Cloud Run scales to zero when idle (unless you set min instances), and scales out per request load. You pay only for CPU/memory while requests are handled — ideal for SSR traffic patterns.

Copy-paste checklist

# 0) Project & region
gcloud config set project YOUR_PROJECT_ID
gcloud config set run/region asia-south1
gcloud services enable run.googleapis.com cloudbuild.googleapis.com artifactregistry.googleapis.com

# 1) Add SSR
ng add @angular/ssr

# 2) Scripts (package.json)
# "gcp-build": "npm run build:ssr"
# "start": "node dist/my-app/server/server.mjs"

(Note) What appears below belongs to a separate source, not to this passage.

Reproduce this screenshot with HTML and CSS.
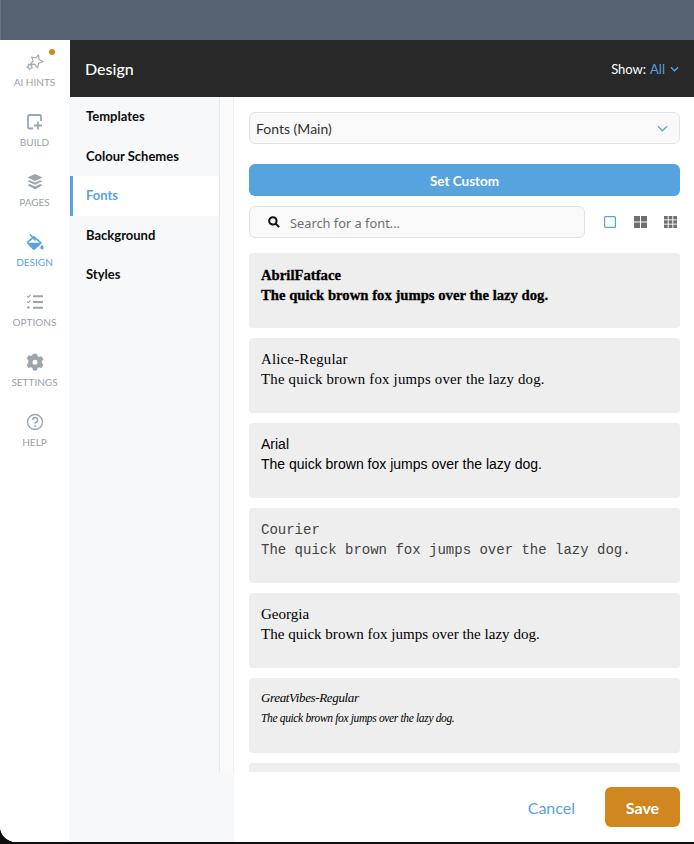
FILE: index.html
```html
<!DOCTYPE html>
<html lang="en">
<head>
<meta charset="utf-8">
<title>Design</title>
<link rel="stylesheet" href="styles.css">
</head>
<body>
<div class="topband"></div>
<div class="app">
  <aside class="rail">
    <a class="rail-item">
      <span class="dot"></span>
      <svg class="rail-icon" viewBox="0 0 20 20" fill="none" stroke="#a3adb4" stroke-width="1.200" stroke-linejoin="round"><path d="M13.500 3l.6 4.400 3.900 2.200-4.300 1.500-1.200 4.900-2.800-3.900-4.400.3 2.800-3.500L6.600 5l4.200 1z"/><path d="M3.500 12.200l1.700.9 1.800-.6-.6 1.900 1 1.600-1.900.1-1.200 1.500-.6-1.800-1.800-.7 1.500-1.100z"/></svg>
      <span>AI HINTS</span>
    </a>
    <a class="rail-item">
      <svg class="rail-icon" viewBox="0 0 20 20" fill="none" stroke="#9aa5ad" stroke-width="1.800"><path d="M8 16.500H4.500a1.500 1.500 0 0 1-1.500-1.500V4.500A1.500 1.500 0 0 1 4.500 3h10A1.500 1.500 0 0 1 16 4.500V9"/><path d="M13 9.500v8M9 13.500h8"/></svg>
      <span>BUILD</span>
    </a>
    <a class="rail-item">
      <svg class="rail-icon" viewBox="0 0 20 20" fill="#9aa5ad"><path d="M10 2l7.500 3.500L10 9 2.500 5.500z"/><path d="M4.800 8.200L10 10.600l5.200-2.400 2.300 1.100L10 12.800 2.500 9.300z"/><path d="M4.800 12l5.200 2.400 5.200-2.400 2.300 1.100L10 17.500l-7.500-4.400z"/></svg>
      <span>PAGES</span>
    </a>
    <a class="rail-item rail-active">
      <svg class="rail-icon" viewBox="0 0 20 20" fill="none" stroke="#57a3dd" stroke-linejoin="round"><path d="M9 4.800l7 6-6.500 6a1 1 0 0 1-1.400 0L3 11.300a1 1 0 0 1 0-1.400z" stroke-width="1.600"/><path d="M3.500 10.800h12.300l-6.300 5.700a.8.800 0 0 1-1.100 0z" fill="#57a3dd" stroke="none"/><path d="M5.500 3l4.500 5" stroke-width="1.700" stroke-linecap="round"/><path d="M17 12.800c.8 1.200 1.700 2 1.700 3a1.700 1.700 0 0 1-3.400 0c0-1 .9-1.800 1.700-3z" fill="#57a3dd" stroke="none"/></svg>
      <span>DESIGN</span>
    </a>
    <a class="rail-item">
      <svg class="rail-icon" viewBox="0 0 20 20" fill="none" stroke="#9aa5ad"><path d="M2 4l1.300 1.300L5.500 2.800M2 9.500l1.300 1.300 2.200-2.500" stroke-width="1.100"/><circle cx="3.300" cy="15.500" r="1.300" fill="#9aa5ad" stroke="none"/><path d="M8 4.200h10M8 10h10M8 15.800h10" stroke-width="2"/></svg>
      <span>OPTIONS</span>
    </a>
    <a class="rail-item">
      <svg class="rail-icon" viewBox="0 0 20 20"><path fill="#9aa5ad" fill-rule="evenodd" d="M8 1.800h4l.6 2.400 1.500.8 2.300-.8 2 3.400-1.700 1.700v1.700l1.700 1.700-2 3.400-2.300-.8-1.500.8-.6 2.400H8l-.6-2.400-1.500-.8-2.300.8-2-3.400 1.700-1.700V8.300L1.600 6.600l2-3.400 2.300.8 1.500-.8zM10 7.700a2.500 2.500 0 1 0 0 5 2.500 2.500 0 0 0 0-5z"/></svg>
      <span>SETTINGS</span>
    </a>
    <a class="rail-item">
      <svg class="rail-icon" viewBox="0 0 20 20" fill="none" stroke="#9aa5ad"><circle cx="10" cy="10" r="7.500" stroke-width="1.400"/><path d="M7.700 8a2.400 2.400 0 1 1 3.500 2.100c-.8.500-1.200.9-1.200 1.700" stroke-width="1.600"/><circle cx="10" cy="14" r="1" fill="#9aa5ad" stroke="none"/></svg>
      <span>HELP</span>
    </a>
  </aside>
  <div class="panel">
    <header class="panel-head">
      <h1 class="panel-title">Design</h1>
      <div class="show">Show: <span class="show-val">All</span>
        <svg class="chev-sm" viewBox="0 0 10 6" fill="none" stroke="#57a3dd" stroke-width="1.500"><path d="M1 1l4 4 4-4"/></svg>
      </div>
    </header>
    <div class="panel-body">
      <div class="side">
        <nav class="nav">
          <a class="nav-item">Templates</a>
          <a class="nav-item">Colour Schemes</a>
          <a class="nav-item nav-active">Fonts</a>
          <a class="nav-item">Background</a>
          <a class="nav-item">Styles</a>
        </nav>
        <div class="strip"></div>
      </div>
      <main class="content">
        <div class="scroll">
          <div class="select">
            <span>Fonts (Main)</span>
            <svg class="chev" viewBox="0 0 12 7" fill="none" stroke="#57a3dd" stroke-width="1.400"><path d="M1 1l5 5 5-5"/></svg>
          </div>
          <button class="set-custom">Set Custom</button>
          <div class="search-row">
            <div class="search">
              <svg class="search-icon" viewBox="0 0 14 14" fill="none" stroke="#111" stroke-width="2.400"><circle cx="5.700" cy="5.700" r="4.300"/><path d="M8.800 8.800l4.200 4.200"/></svg>
              <span>Search for a font...</span>
            </div>
            <div class="views">
              <svg class="view" viewBox="0 0 12 12" fill="none" stroke="#57a3dd" stroke-width="1.200"><rect x=".6" y=".6" width="10.800" height="10.800" rx="1"/></svg>
              <svg class="view view-2" viewBox="0 0 13 12" fill="#6f6f6f"><rect width="6" height="5.500"/><rect x="7" width="6" height="5.500"/><rect y="6.500" width="6" height="5.500"/><rect x="7" y="6.500" width="6" height="5.500"/></svg>
              <svg class="view view-3" viewBox="0 0 13 12" fill="#6f6f6f"><rect width="3.700" height="3.400"/><rect x="4.650" width="3.700" height="3.400"/><rect x="9.300" width="3.700" height="3.400"/><rect y="4.300" width="3.700" height="3.400"/><rect x="4.650" y="4.300" width="3.700" height="3.400"/><rect x="9.300" y="4.300" width="3.700" height="3.400"/><rect y="8.600" width="3.700" height="3.400"/><rect x="4.650" y="8.600" width="3.700" height="3.400"/><rect x="9.300" y="8.600" width="3.700" height="3.400"/></svg>
            </div>
          </div>
          <div class="cards">
            <div class="card f-abril"><div>AbrilFatface</div><div>The quick brown fox jumps over the lazy dog.</div></div>
            <div class="card f-alice"><div>Alice-Regular</div><div>The quick brown fox jumps over the lazy dog.</div></div>
            <div class="card f-arial"><div>Arial</div><div>The quick brown fox jumps over the lazy dog.</div></div>
            <div class="card f-courier"><div>Courier</div><div>The quick brown fox jumps over the lazy dog.</div></div>
            <div class="card f-georgia"><div>Georgia</div><div>The quick brown fox jumps over the lazy dog.</div></div>
            <div class="card f-vibes"><div class="vibes-name">GreatVibes-Regular</div><div>The quick brown fox jumps over the lazy dog.</div></div>
            <div class="card"></div>
          </div>
        </div>
        <footer class="foot">
          <a class="cancel">Cancel</a>
          <button class="save">Save</button>
        </footer>
      </main>
    </div>
  </div>
</div>
</body>
</html>
```
FILE: styles.css
```css
* { box-sizing: border-box; }
html, body { margin: 0; height: 844px; overflow: hidden; }
body { background: #0c0f10; font-family: Lato, "Noto Sans", sans-serif; }
.topband { height: 40px; background: #566373; border-left: 1px solid #6b7583; }
.app { display: flex; height: 802px; background: #fff; border-bottom-left-radius: 16px; overflow: hidden; }

.rail { width: 69px; flex: none; background: #fff; display: flex; flex-direction: column; align-items: center; padding-top: 12px; }
.rail-item { position: relative; height: 60px; width: 100%; display: flex; flex-direction: column; align-items: center; font-size: 10px; line-height: 12px; color: #96a2aa; }
.rail-icon { width: 20px; height: 20px; margin-bottom: 4px; }
.rail-active { color: #57a3dd; }
.dot { position: absolute; top: -3px; left: 49px; width: 6px; height: 6px; border-radius: 50%; background: #d2861f; }

.panel { flex: 1; min-width: 0; display: flex; flex-direction: column; }
.panel-head { height: 57px; flex: none; margin-left: 1px; background: #282828; color: #fff; display: flex; align-items: center; justify-content: space-between; padding: 0 15px; }
.panel-title { margin: 0; font-size: 16px; font-weight: 500; }
.show { font-size: 13px; display: flex; align-items: center; gap: 4px; }
.show-val { color: #57a3dd; }
.chev-sm { width: 9px; height: 6px; margin-left: 1px; }

.panel-body { flex: 1; min-height: 0; display: flex; }
.side { width: 165px; flex: none; background: #f7f8fa; display: flex; }
.nav { width: 151px; flex: none; border-right: 1px solid #e6e7e8; height: 675px; }
.nav-item { display: block; height: 39.500px; line-height: 39px; padding-left: 16px; margin-left: 1px; font-size: 13px; font-weight: 700; color: #0c0c0c; }
.nav-active { background: #fff; color: #57a3dd; border-left: 3px solid #57a3dd; padding-left: 13px; }
.strip { width: 14px; height: 675px; background: #fafafa; border-right: 1px solid #eeeeee; }

.content { flex: 1; min-width: 0; display: flex; flex-direction: column; background: #fff; }
.scroll { height: 675px; overflow: hidden; padding: 15px 14px 0 15px; }
.select { height: 32px; border: 1px solid #e2e2e2; border-radius: 6px; background: #f9f9f9; display: flex; align-items: center; justify-content: space-between; padding: 1px 11px 0 6px; font-size: 14px; color: #333; }
.chev { width: 11px; height: 7px; }
.set-custom { display: block; width: 100%; height: 32px; margin-top: 20px; padding: 2px 0 0; border: 0; border-radius: 6px; background: #57a3dd; color: #fff; font: 700 13.500px Lato, sans-serif; }
.search-row { display: flex; align-items: center; justify-content: space-between; margin-top: 10px; }
.search { width: 336px; height: 32px; border: 1px solid #e2e2e2; border-radius: 6px; background: #f9f9f9; display: flex; align-items: center; gap: 10px; padding: 2px 0 0 18px; font-family: "Noto Sans", sans-serif; font-size: 12.800px; color: #6f6f6f; }
.search-icon { width: 12px; height: 12px; margin-top: -2px; }
.views { display: flex; align-items: center; gap: 17.500px; padding-right: 3px; }
.view { width: 12px; height: 12px; display: block; }
.view-2, .view-3 { width: 13px; }

.cards { display: flex; flex-direction: column; gap: 10px; margin-top: 15px; }
.card { height: 75px; flex: none; background: #eeeeee; border-radius: 4px; padding: 11px 12px; font-size: 14px; line-height: 20px; color: #000; }
.f-abril { padding-top: 12px; font-family: "Liberation Serif", serif; font-weight: 700; font-size: 14.700px; -webkit-text-stroke: .3px #000; }
.f-alice { font-family: "Liberation Serif", serif; font-size: 14.800px; letter-spacing: .22px; }
.f-arial { font-family: "Liberation Sans", sans-serif; font-size: 14px; }
.f-courier { padding-top: 12px; font-family: "Liberation Mono", monospace; font-size: 14px; color: #444; }
.f-georgia { font-family: "Liberation Serif", serif; font-size: 15.050px; }
.f-vibes { padding-top: 9px; font-family: "Liberation Serif", serif; font-style: italic; font-size: 11.500px; letter-spacing: -.35px; line-height: 21px; }
.vibes-name { font-size: 13px; }

.foot { flex: 1; display: flex; align-items: center; justify-content: flex-end; gap: 30px; padding: 0 14px 0 0; }
.cancel { font-size: 16px; color: #57a3dd; }
.save { width: 75px; height: 40px; border: 0; border-radius: 6px; background: #d2861f; color: #fff; font: 700 16px Lato, sans-serif; }
```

# 3A) EASIEST: Source deploy
gcloud run deploy my-app --source . --allow-unauthenticated

#   — OR —

# 3B) Docker deploy
gcloud artifacts repositories create web-apps --repository-format=docker --location=asia-south1
gcloud builds submit --tag asia-south1-docker.pkg.dev/YOUR_PROJECT_ID/web-apps/my-app:1.0.0
gcloud run deploy my-app --image asia-south1-docker.pkg.dev/YOUR_PROJECT_ID/web-apps/my-app:1.0.0 --allow-unauthenticated --port 8080

# 4) Tuning
gcloud run services update my-app --min-instances 1 --cpu 1 --memory 512Mi --concurrency 10

Bonus: quick NGINX edge cache (optional)

If your SSR output is cacheable for anonymous users, place Cloud Run behind a Cloud Load Balancer + Cloud CDN for static + HTML edge caching. This keeps SSR responsive during traffic spikes.